There are several types of lines, Mike says, chiefly “high lines,” which are lines strung up 50 feet and higher, walked with a harness for safety; “long lines,” which are any length outside one’s skill set and are mainly for walking; and regular old slacklines, the kind the group has set up on the beach. These lines, typically three to four feet off the ground and a few yards in length, are the best for doing tricks and for beginners to get the feel.
This is what Maggie, a member of the American contingent, is doing, getting the feel. Though she has injured an already-hurt knee, it does not deter her. This is, she says, her fifth or sixth time at a slacklining event.
“I think it’s good for me,” she says, eyes shielded from the brightness of the day by a hat and a pair of sunglasses. “Spiritually, it’s good for you because you’re totally in tune with the line and where your brain is and how your body works. And physically, I think it’s good because it builds your core. When you’ve had a good day slacklining and are really sore the next day, you’re working muscles, even though it doesn’t seem obvious at the time.”
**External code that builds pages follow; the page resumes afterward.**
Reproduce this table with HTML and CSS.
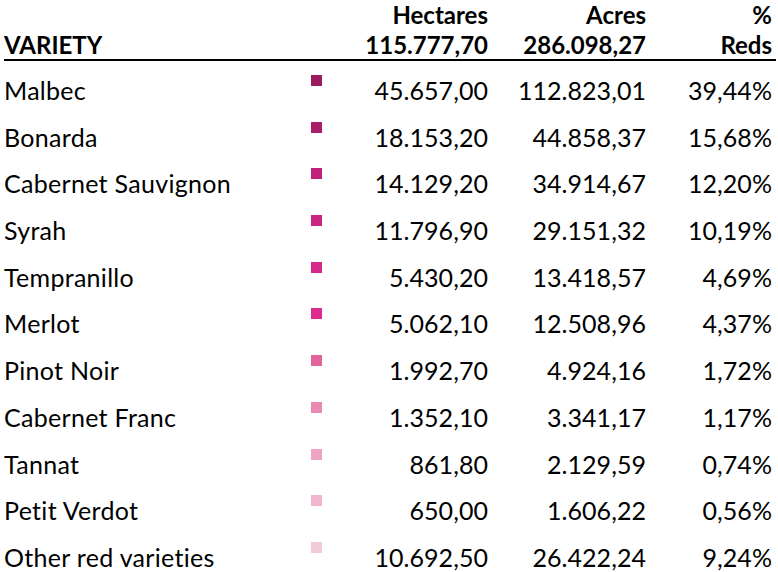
FILE: index.html
```html
<!DOCTYPE html>
<html>
<head>
<meta charset="utf-8">
<link rel="stylesheet" href="styles.css">
</head>
<body>
<div class="table">
  <div class="head">
    <div class="c-name"><span class="l2">VARIETY</span></div>
    <div class="c-sq"></div>
    <div class="c-num"><span>Hectares</span><span>115.777,70</span></div>
    <div class="c-num"><span>Acres</span><span>286.098,27</span></div>
    <div class="c-pct"><span>%</span><span>Reds</span></div>
  </div>
  <div class="row"><div class="c-name">Malbec</div><div class="c-sq"><i class="sq s1"></i></div><div class="c-num">45.657,00</div><div class="c-num">112.823,01</div><div class="c-pct">39,44%</div></div>
  <div class="row"><div class="c-name">Bonarda</div><div class="c-sq"><i class="sq s2"></i></div><div class="c-num">18.153,20</div><div class="c-num">44.858,37</div><div class="c-pct">15,68%</div></div>
  <div class="row"><div class="c-name">Cabernet Sauvignon</div><div class="c-sq"><i class="sq s3"></i></div><div class="c-num">14.129,20</div><div class="c-num">34.914,67</div><div class="c-pct">12,20%</div></div>
  <div class="row"><div class="c-name">Syrah</div><div class="c-sq"><i class="sq s4"></i></div><div class="c-num">11.796,90</div><div class="c-num">29.151,32</div><div class="c-pct">10,19%</div></div>
  <div class="row"><div class="c-name">Tempranillo</div><div class="c-sq"><i class="sq s5"></i></div><div class="c-num">5.430,20</div><div class="c-num">13.418,57</div><div class="c-pct">4,69%</div></div>
  <div class="row"><div class="c-name">Merlot</div><div class="c-sq"><i class="sq s6"></i></div><div class="c-num">5.062,10</div><div class="c-num">12.508,96</div><div class="c-pct">4,37%</div></div>
  <div class="row"><div class="c-name">Pinot Noir</div><div class="c-sq"><i class="sq s7"></i></div><div class="c-num">1.992,70</div><div class="c-num">4.924,16</div><div class="c-pct">1,72%</div></div>
  <div class="row"><div class="c-name">Cabernet Franc</div><div class="c-sq"><i class="sq s8"></i></div><div class="c-num">1.352,10</div><div class="c-num">3.341,17</div><div class="c-pct">1,17%</div></div>
  <div class="row"><div class="c-name">Tannat</div><div class="c-sq"><i class="sq s9"></i></div><div class="c-num">861,80</div><div class="c-num">2.129,59</div><div class="c-pct">0,74%</div></div>
  <div class="row"><div class="c-name">Petit Verdot</div><div class="c-sq"><i class="sq s10"></i></div><div class="c-num">650,00</div><div class="c-num">1.606,22</div><div class="c-pct">0,56%</div></div>
  <div class="row"><div class="c-name">Other red varieties</div><div class="c-sq"><i class="sq s11"></i></div><div class="c-num">10.692,50</div><div class="c-num">26.422,24</div><div class="c-pct">9,24%</div></div>
</div>
</body>
</html>
```
FILE: styles.css
```css
html, body {
  margin: 0;
  padding: 0;
  background: #ffffff;
  overflow: hidden;
}
body {
  font-family: "Lato", "Open Sans", sans-serif;
  color: #000000;
  font-size: 25px;
}
.table {
  width: 772px;
  margin-left: 4px;
}
.head, .row {
  display: grid;
  grid-template-columns: 300px 30px 154px 158px 126px;
}
.head {
  height: 59px;
  border-bottom: 2px solid #000;
  font-weight: 700;
  font-size: 24px;
  line-height: 29.5px;
  box-sizing: content-box;
}
.head .c-name {
  display: flex;
  align-items: flex-end;
}
.head .c-num, .head .c-pct {
  display: flex;
  flex-direction: column;
  align-items: flex-end;
  justify-content: flex-end;
}
.row {
  height: 46.7px;
  line-height: 26px;
  letter-spacing: 0.3px;
  box-sizing: border-box;
}
.row > div {
  padding-top: 16px;
}
.row .c-num, .row .c-pct {
  letter-spacing: 0.05px;
}
.c-num, .c-pct {
  text-align: right;
}
.c-num, .c-pct, .c-name {
  white-space: nowrap;
}
.row .c-sq {
  padding-top: 14px;
}
.sq {
  display: block;
  width: 11px;
  height: 11px;
  margin-left: 7px;
}
.s1 { background: #9b1b5e; }
.s2 { background: #ab1c69; }
.s3 { background: #bf2079; }
.s4 { background: #cb2583; }
.s5 { background: #d4288a; }
.s6 { background: #dd2b8e; }
.s7 { background: #e3649c; }
.s8 { background: #e88ab2; }
.s9 { background: #eda3c2; }
.s10 { background: #f0b6ce; }
.s11 { background: #f3cad9; }
```
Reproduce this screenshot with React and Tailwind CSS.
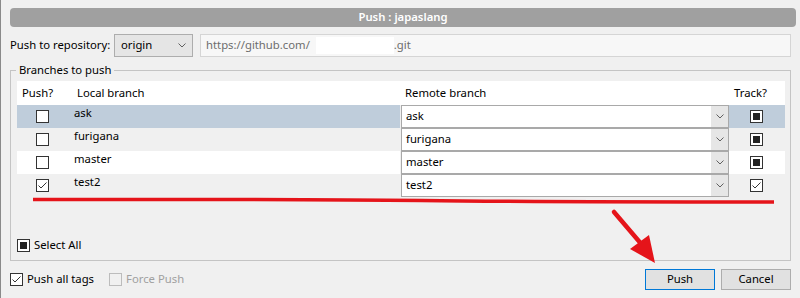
import React from "react";

const BRANCHES = [
  { name: "ask", push: false, track: "filled", bg: "bg-[#bfcddb]" },
  { name: "furigana", push: false, track: "filled", bg: "bg-[#f0f0f0]" },
  { name: "master", push: false, track: "filled", bg: "bg-white" },
  { name: "test2", push: true, track: "checked", bg: "bg-[#f0f0f0]" },
];

function Chevron() {
  return (
    <svg width="8" height="5" viewBox="0 0 8 5" className="text-[#606060]">
      <polyline points="0.5,0.5 4,4 7.5,0.5" fill="none" stroke="currentColor" strokeWidth="1" />
    </svg>
  );
}

// state: "off" | "checked" | "filled" | "disabled"
function Box({ state = "off" }) {
  const disabled = state === "disabled";
  return (
    <div
      className={`w-[13px] h-[13px] border flex items-center justify-center shrink-0 ${
        disabled ? "border-[#bcbcbc] bg-[#f0f0f0]" : "border-[#333] bg-white"
      }`}
    >
      {state === "filled" && <div className="w-[7px] h-[7px] bg-[#222]" />}
      {state === "checked" && (
        <svg width="11" height="11" viewBox="0 0 11 11">
          <polyline points="1.5,5.5 4,8 9.5,2.5" fill="none" stroke="#333" strokeWidth="1" />
        </svg>
      )}
    </div>
  );
}

export default function App() {
  return (
    <div className="relative w-[800px] h-[298px] overflow-hidden bg-[#f0f0f0] border-l border-[#8a8a8a] pl-[9px] pr-[4px] pt-[8px] flex flex-col whitespace-nowrap font-['Noto_Sans',sans-serif] text-[11.3px] text-black">
      {/* title */}
      <div className="h-[19px] rounded-[4px] bg-[#a0a0a0] flex items-center justify-center text-white font-semibold">
        Push : japaslang
      </div>

      {/* repository */}
      <div className="mt-[7px] mr-[5px] h-[23px] flex items-center">
        <span className="w-[104px]">Push to repository:</span>
        <div className="w-[79px] h-full border border-[#adadad] bg-[#e5e5e5] flex items-center justify-between pl-[6px] pr-[6px]">
          <span>origin</span>
          <Chevron />
        </div>
        <div className="ml-[7px] flex-1 h-full border border-[#d5d5d5] bg-[#f7f7f7] flex items-center pl-[5px] text-[#6d6d6d]">
          <span>https://github.com/</span>
          <span className="ml-[6px] w-[78px] h-[17px] bg-white" />
          <span>.git</span>
        </div>
      </div>

      {/* branches */}
      <fieldset className="mt-[5px] mr-[5px] h-[199px] border border-[#c4c4c4] pl-[6px] pr-[5px]">
        <legend className="-ml-[1px] px-[3px] leading-[16px]">Branches to push</legend>
        <div className="mt-[3px] grid grid-cols-[53px_330px_329px_56px]">
          <div className="h-[24px] bg-white flex items-center pl-[5px]">Push?</div>
          <div className="h-[24px] bg-white flex items-center pl-[7px]">Local branch</div>
          <div className="h-[24px] bg-white flex items-center pl-[5px]">Remote branch</div>
          <div className="h-[24px] bg-white flex items-center pl-[5px]">Track?</div>
          {BRANCHES.map((b) => (
            <React.Fragment key={b.name}>
              <div className={`h-[23px] ${b.bg} flex items-center pl-[19px]`}>
                <Box state={b.push ? "checked" : "off"} />
              </div>
              <div className={`h-[23px] ${b.bg} pl-[4px] leading-[15px]`}>{b.name}</div>
              <div className="h-[23px] pl-[1px]">
                <div className="h-full border border-[#a9a9a9] bg-white flex">
                  <span className="flex-1 flex items-center pl-[4px]">{b.name}</span>
                  <span className="w-[17px] bg-[#e6e6e6] flex items-center justify-center">
                    <Chevron />
                  </span>
                </div>
              </div>
              <div className={`h-[23px] ${b.bg} flex items-center justify-center pr-[2px]`}>
                <Box state={b.track} />
              </div>
            </React.Fragment>
          ))}
        </div>
        <div className="mt-[40px] flex items-center gap-[4px]">
          <Box state="filled" />
          <span>Select All</span>
        </div>
      </fieldset>

      {/* bottom */}
      <div className="mt-[8px] mr-[5px] h-[21px] flex items-center">
        <Box state="checked" />
        <span className="ml-[4px]">Push all tags</span>
        <div className="ml-[15px]">
          <Box state="disabled" />
        </div>
        <span className="ml-[4px] text-[#a0a0a0]">Force Push</span>
        <button className="ml-auto w-[70px] h-[21px] bg-[#e1e1e1] border border-[#0078d7]">Push</button>
        <button className="ml-[6px] w-[70px] h-[21px] bg-[#e1e1e1] border border-[#adadad]">Cancel</button>
      </div>

      {/* red annotation */}
      <svg className="absolute inset-0 pointer-events-none" width="800" height="298" viewBox="0 0 800 298">
        <path d="M32 199.5 Q300 199 420 200.5 T773 202" fill="none" stroke="#e5141a" strokeWidth="3.5" />
        <line x1="613" y1="212" x2="642" y2="246" stroke="#e5141a" strokeWidth="4.5" strokeLinecap="round" />
        <polygon points="629,249 648,235 654,263" fill="#e5141a" />
      </svg>
    </div>
  );
}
Despite her knee mishap, Maggie views slacklining’s physical risks as few.
“I think it’s probably safer than swimming the ocean or surfing,” she says. “It’s like any sport when you first start. There [are] lots of attempts before you get good at it. And so you pop off the line, which is why you pick a nice, soft spot to land. But, you know, I’ve had the line snap and hit my skin, and it stings a little bit, but it’s not a big deal. Overall, I think it’s pretty safe.”
None of the slackliners interviewed have sustained any major injuries. Both Megan and Frankie bear what they call the mark of a slacker, a half-inch-long line of grazed skin that runs the length of their shins. Hogart says he has “punched his family jewels,” but other than that, has not harmed himself slacklining. Ditto Mike.
As the day wears on, the newbies, mostly a gang of 12- to 14-year-old skater boys, gain confidence on the lines, and in the expert camp, the tricks begin. Mike and Hogart take turns on the Gibbon line they’ve strung above the asphalt — an added risk — jumping and leaping.
Mike, cheeks puffed out, bends his knees, line beginning to wobble precariously. This he has anticipated. In a smooth motion, he launches into the air, turning in a full 180 rotation — and lands it.
An onlooker, a kid maybe four-and-half-feet tall, hair bleached blond at the tips, stares, eyes agog.